Join Carter Ledyard and management consultants Plan A Advisors on a lively exploration of nonprofit boards and bylaws. This multi-part series will help nonprofit executives and board members consider revisions and amendments to make your bylaws more congruent with the way your nonprofit actually operates, improve governance, and ensure compliance with current law.
This series is designed to offer principles of broad applicability, but laws vary by state, and what is best for your organization will depend on your unique circumstances. We encourage you to consult with an attorney who practices law in the state of your organization’s incorporation. This series is not legal advice.
NOTE: Some portions of this series may not apply or may apply differently to a membership organization, meaning one with both a board of directors and a separate class or classes of voting “members.” In a membership organization, the members have certain governance rights, such as the right to elect directors and officers or to amend the bylaws. If yours is a membership organization, feel free to contact us to discuss those differences.

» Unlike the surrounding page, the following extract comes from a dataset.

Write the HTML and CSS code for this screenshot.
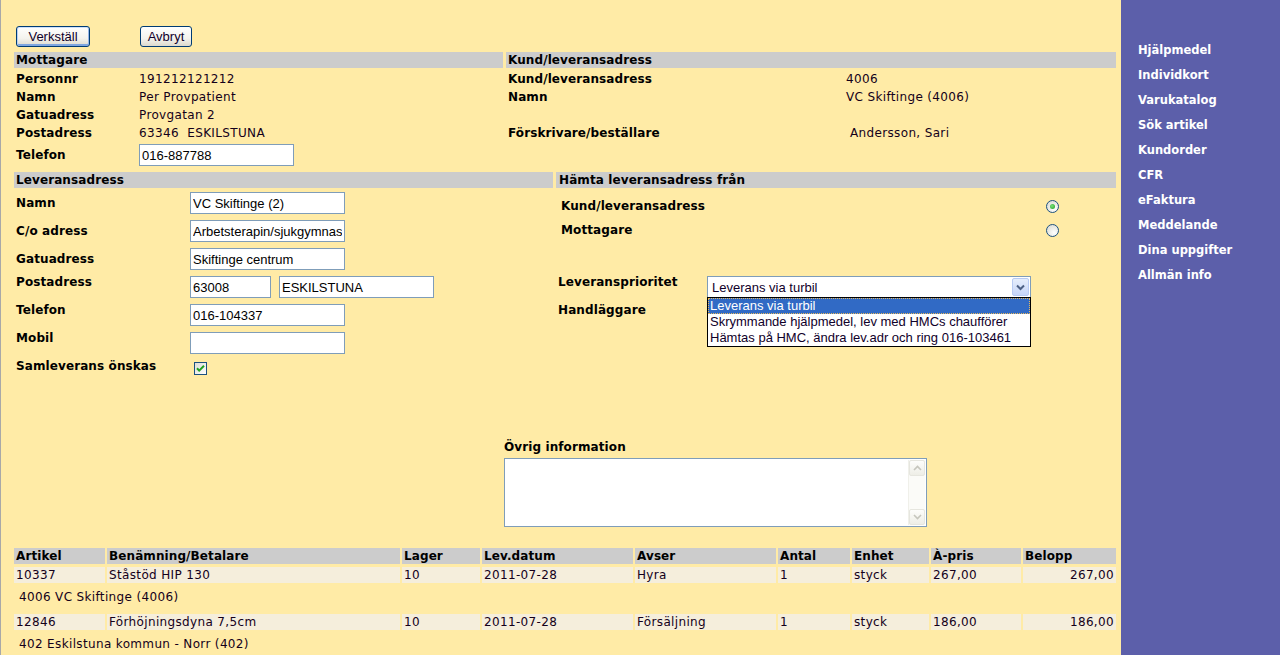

Hello officer. While laws differ from state to state, most require that a nonprofit board have one or more “officers” who are elected for a specified term. Many organizations’ bylaws provide for a chair and/or president (to run meetings), a secretary (to record or oversee the recording of minutes, the sending of meeting notices, and the keeping of corporate records), a treasurer (to keep or oversee financial records, make financial reports, and sign checks), and others as the board may determine are necessary. Most states allow the same person to hold more than one officer role, but, in general, the officer who chairs meetings should not be charged, as well, with taking minutes. Bylaws typically spell out the basic roles and responsibilities of each officer. In general, officers may be removed with or without cause unless the bylaws say otherwise.
Officers versus officers. Some nonprofit professionals have the word “officer” in their title, implying power they do not have. A Chief Executive Officer and a Chief Financial Officer – to give two examples – are not necessarily elected officers (sometimes called “board officers”) within the meaning of the bylaws and statute unless the bylaws say so. Ditto for a paid President. Each may have certain responsibilities that a board officer has (like the power to sign checks), but only if the board says so (or their employment contract says so). A paid staff person may also be an ex-officio board officer or member of the board, if the bylaws say so. But, unlike board officers (and all board members), a paid staff person typically is not a fiduciary of the nonprofit within the meaning of the bylaws and applicable law (though this may vary by state, e.g., New York law was recently amended to make individuals – other than board members and board officers – who meet the definition of “key persons” fiduciaries).
Bylaws set the terms for and method of removal of board officers. By contrast, many executive level employees’ terms (duration) of employment and the conditions under which they can be terminated are laid out in detail in an employment contract. Complicating matters further, bylaws or an employment contract may provide that an executive level employee is an ex-officio board member and/or board officer. In these instances, organizations need to take extra care to ensure that the provisions of bylaws governing board officer removal and term duration apply to the officer role only and do not contradict the removal and term provisions of an employment contract; and, more generally, to ensure they understand whether an executive level employee (who may have the word “officer” in their title) is or is not a board officer within the meaning of the bylaws. Moreover, since the board sets or oversees executive compensation, and evaluates their performance, any paid CEO/Executive Director/President with an ex officio role on the board must recuse themselves from the deliberation and voting around their own employment terms, evaluation, and compensation.
Founder keepers. It is not uncommon in founder-led and some other nonprofits for the CEO to be an ex-officio, voting or non-voting member of the board. In general, as a nonprofit matures and its board grows, it’s healthier for the founder or other senior paid professional to be a non-voting (ex-officio) member of the board or not a board member at all, since the board needs to set or oversee their compensation and evaluate their performance. If the bylaws provide for a paid professional to be an ex-officio board officer or member of the board, their employment contract should indicate that their officer or board service is only for so long as they are employed.
Officer terms. In practice, it is best for a nonprofit to enjoy several consecutive years of leadership under a single board chair or president; it can take a year for a board officer to learn the role and ease into their responsibilities! In general, three-to-four consecutive years of service is a preferred practice. As a practical matter, however, organizations can get into trouble with math and term-tracking when their bylaws provide for different term lengths for board members and board officers, particularly when their bylaws also provide that only board members may serve as board officers. For that reason, organizations may wish to set officer terms as one year and then re-elect those officers annually to avoid the complication that comes when the term for a board member misaligns with their term as an officer. (Unless the bylaws provide otherwise, board officers can be re-elected for any number of consecutive terms.)